I really liked Amsterdam not for the coffeehouses and the "party atmosphere" but for the sheer beauty of the place and the way history is in every doorstep and around every corner. A perfect 17th century town, it's just so pleasant for walking and there is so much to do on every block. I walked MILES. It was also rather thrillng for me as I had studied Dutch art of the Golden Age in college (with a very sexy blonde female professor who wore very tight pencil skirts and all the guys just LOVED her. I thought, well hell, if Dutch women are this cool, then I wanna be Dutch too!). I was dying to see the Rijksmuseum and where Rembrandt worked. The Rijksmuseum, as it turned out, was under renovation and so had a sort of "Greatest Hits" of Dutch art exhibit going on, but it was still cool. I was just hungry enough that I knew I might not be able to spend hours there, so the short version ended up being perfect, and the design of the exhibit itself did my little decorative painter/stenciler heart proud. It was GORGEOUSLY done.

I also got to see the latest Harry Potter movie in the most GORGEOUS cinema I have ever been in. It's called the Tuschinski. It was excruciatingly beautiful, I almost missed parts of the movie looking at this theatre. But I did really like the movie alot, too. Seen it twice now. If I were 14 I would have a MASSIVE crush on Daniel Radcliffe.
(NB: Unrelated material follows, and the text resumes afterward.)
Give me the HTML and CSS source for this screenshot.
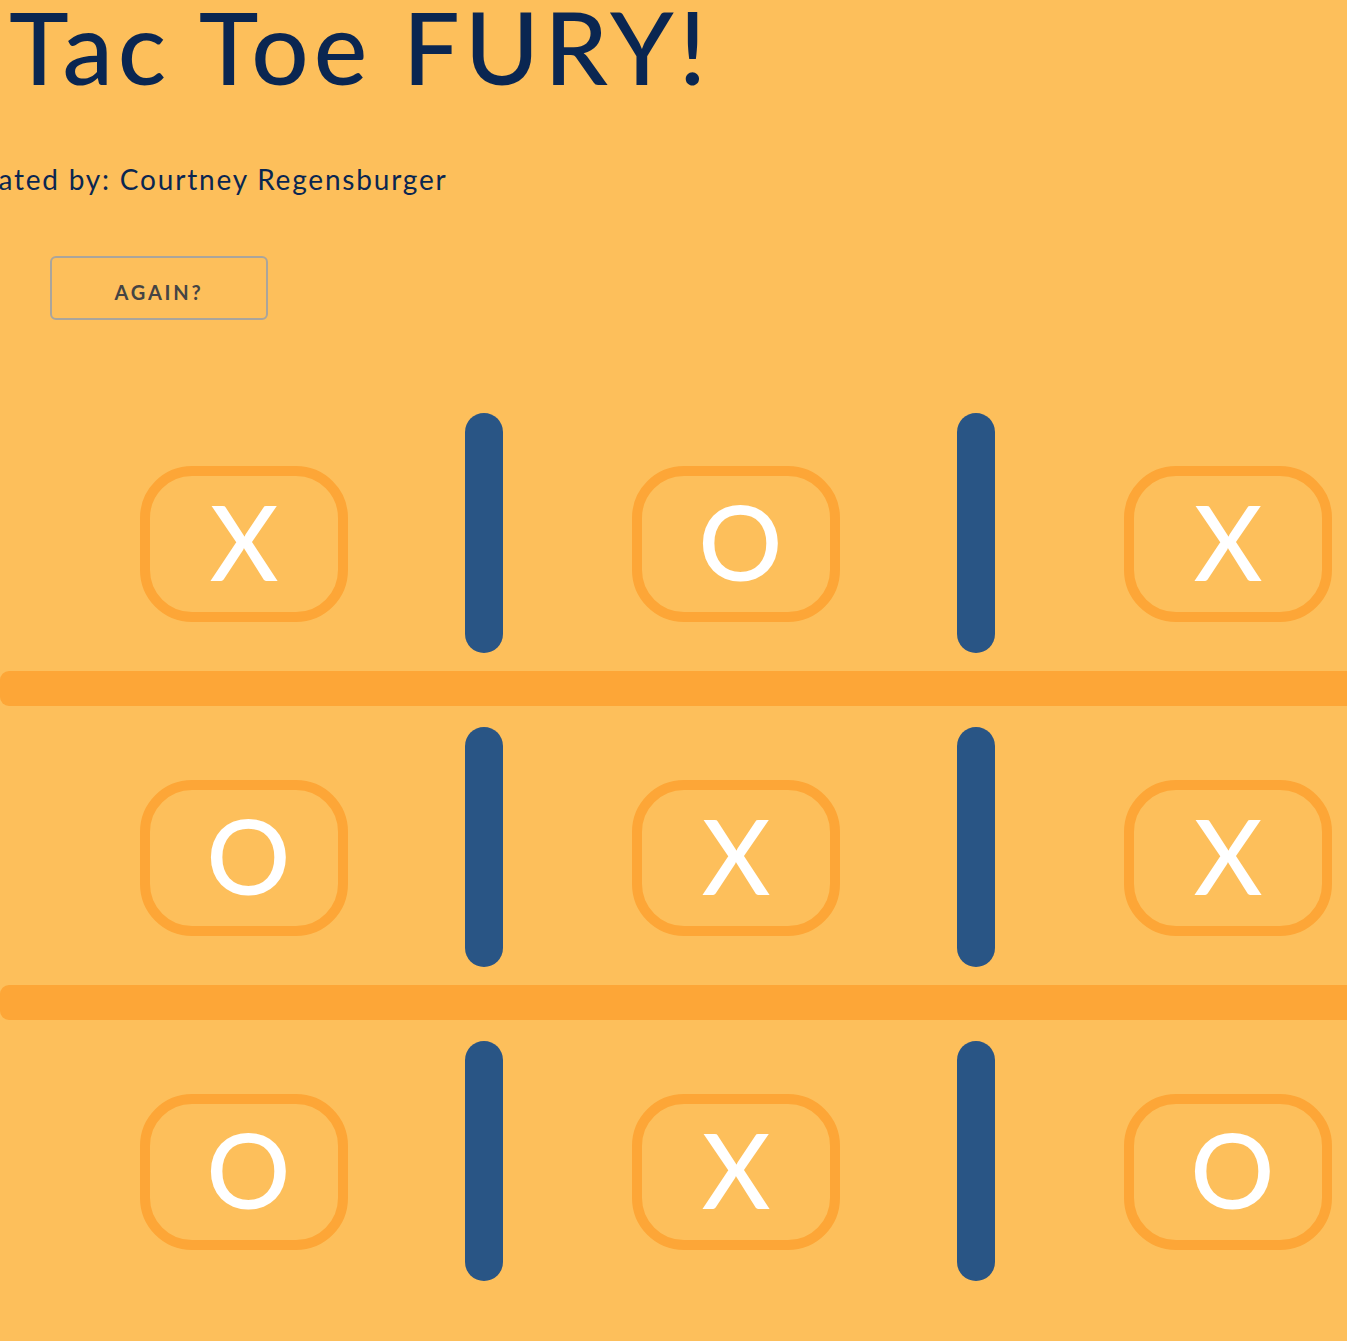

My last night in Amsterdam I decided to go on an escorted walking tour of the Red Light district, thinking that might be safer than going alone. I called and reserved a spot on the walk, and when I showed up it was just me and the tour guide. Her name is Kimberly, an American who has lived there for 18 years and has an apartment in the Red light District. The tour, it turned out, included a beer. So she showed me around, gave me fun facts (Tarrantino wrote "Pulp Fiction" here! Chet Baker died here!") and then we stopped for beer.
A few more facts and another beer (impromptu this time).
Then a couple more buildings, then MORE beer. Hey, bars are part of the tour, aren't they? Gotta get the flavor of the Red Light District, right?
Before I knew it, her gorgeous Dutch friend Derek called her, she told him to join us, and we ended up drinking ALOT more, finally ending at a gay bar in the Red Light District and hanging with the homies. One of whom looked EXACTLY like Stephen Moser (Stephen, did you know you have a Dutch Doppelganger?).
There was a drag show in the bar across the road from where we sat, and the drag-ees came out into the street in their full regalia...mincing about in 18th century garb, like Madonna video wanna be's. They flirted with all the rough looking biker dudes outside that bar, (GOD did I take pictures, which I will post next week). One came over to our side of the road and talked with a friend, who apparently asked him what he wore under his skirt. So he hoiked up his skirt to reveal...tighty whitey Calvin Klein boxer briefs. I was shocked, I thought it would be better than that, something frilly or bloomer-ish, or a sequinned thong. You know, something FABULOUS? In my disappointment and surprise I hollered (unthinkingly) "Oh! That's SO not fabulous!". Everyone in the road heard me and busted out laughing, I was really embarrassed. But the guy good-naturedly came over and flirted with me and flapped his fan at me. Even let me take a Big Head picture. I told him he simply MUST wear unders to match his overs, so next time he promised he will wear black ones or red ones to match his dress. (I am ever the Fashion Co-ordinator. It matters not what your style is, I will help you coordinate yourself, whether you want it or not!) I finally managed to waddle home drunkenly at around midnight. Having missed dinner in all the hilarity, I got some fries ("vlaamse frites aka the National Dutch Drunk Food")on the way home. They are served with mayonnaise. You can get ketchup if you ask, though of course that is SO American. So I did the Dutch thing and ate the mayo-doused fries out of the paper cone (using the tiny little fork provided) while staggering to the tram stop. Apparently I am an honorary Dutch Gay Man now. Good thing I like boys.

Yes I was hungover on the train the next day. But that seemed to be my modus operandi....go out the night before I had to be on the train and get wasted, then hurt on the train. And hurt I did. Ow.

1 comment:

  1. The beer made me hungover. The mayo made me barf.